Si les hommes et les femmes pris dans ce drame s’expriment peu, l’image possède en revanche une grande force d’évocation. Le réalisateur accorde aux couleurs et aux formes une attention de tous les instants. Le sang (d’un beau vermillon technicolor) et les corps sont omniprésents. Les personnages luttent tous au corps à corps dans de longues scènes irrespirables. Des scènes de viol et d’amour violent, de combats au couteau, au sabre et au bâton se succèdent. On se blesse, on se frappe, on se trucide, on s’ensanglante comme on s’étreint : la violence est précisément chorégraphiée.
Cette obsession du corps est encore renforcée par l’intérêt porté par Masumura aux soins du corps et aux vêtements. Hommes et femmes se vêtent et se dévêtent. Ses amants enveloppent Otsuya d’épaisses couches d’étoffes, lui lacent et lui délacent les ceintures qui retiennent ses kimonos. Et sans cesse, ces tissus chamarés glissent sur la peau blanche de la très belle et très éclatante Ayako Wakao pour découvrir le prédateur tapi dans son dos, l’araignée tatouée.
Le film s’ouvre et se referme sur deux scènes, très visuelles, où l’expression des corps crée à elle seule la tension dramatique. Ainsi, dans la scène d’ouverture déjà évoquée, Otsuya se réveille et, sous l’effet de la douleur provoquée par les aiguilles du tatoueur, s’agite faiblement.

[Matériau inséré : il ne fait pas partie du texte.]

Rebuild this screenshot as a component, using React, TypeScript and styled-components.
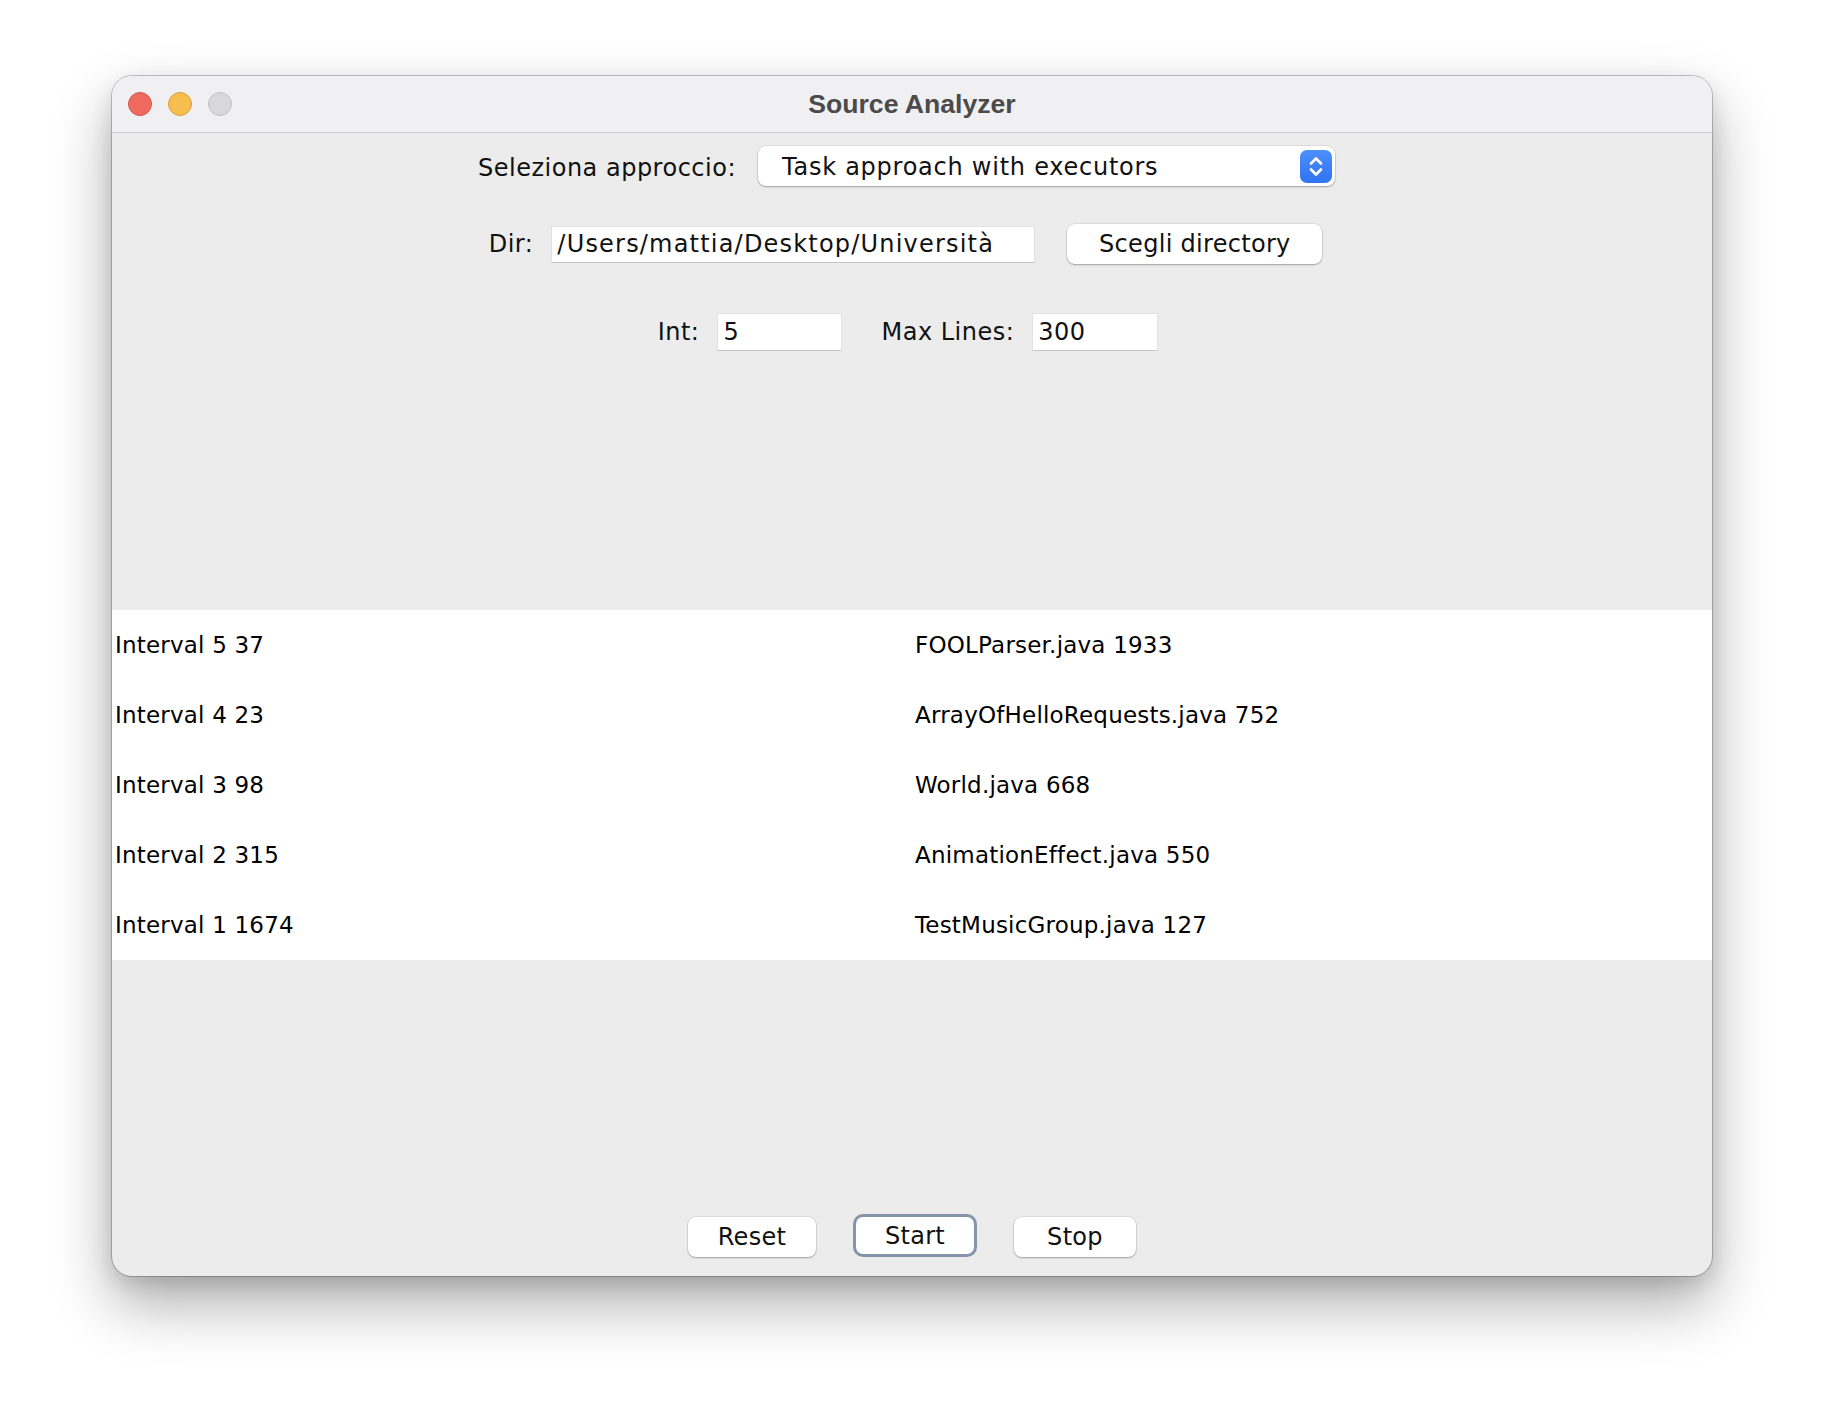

La caméra capte alors les mouvements sensuels du dos, des épaules et des omoplates qui donnent naissance au noir insecte aux longues pattes et au sourire carnassier.
Au milieu de ces passions, sensuelles et meurtrières, qui agitent les hommes, flotte la figure de l’artiste. Tout au long du film, le tatoueur est une figure blâfarde, personnage omniprésent mais étranger à l’action proprement dite, fasciné par ce qu’il voit et persuadé qu’il suit de loin les méfaits de son œuvre elle-même. Depus l’instant où il remarque, jusqu’à ne plus pouvoir en détacher les yeux, la peau splendide d’Otsuya, tout au longs des meurtres qui se perpètrent par ou pour la courtisane, jusqu’à la fin, il erre, hagard. Il est incapable d’intéragir avec les acteurs du drame et surtout, de créer de nouveau. Son chef-d’œuvre a pris vie et consumme la sienne tout aussi sûrement qu’Otsuya massacre à n’en plus finir. Paradoxalement, c’est de ce personnage atone que viendra le dénouement. Suivant sa logique propre de création, l’artiste sera contraint de détruire ce qu’il a créé.
Tatouage est sorti sur les écrans français le 22 décembre 2004.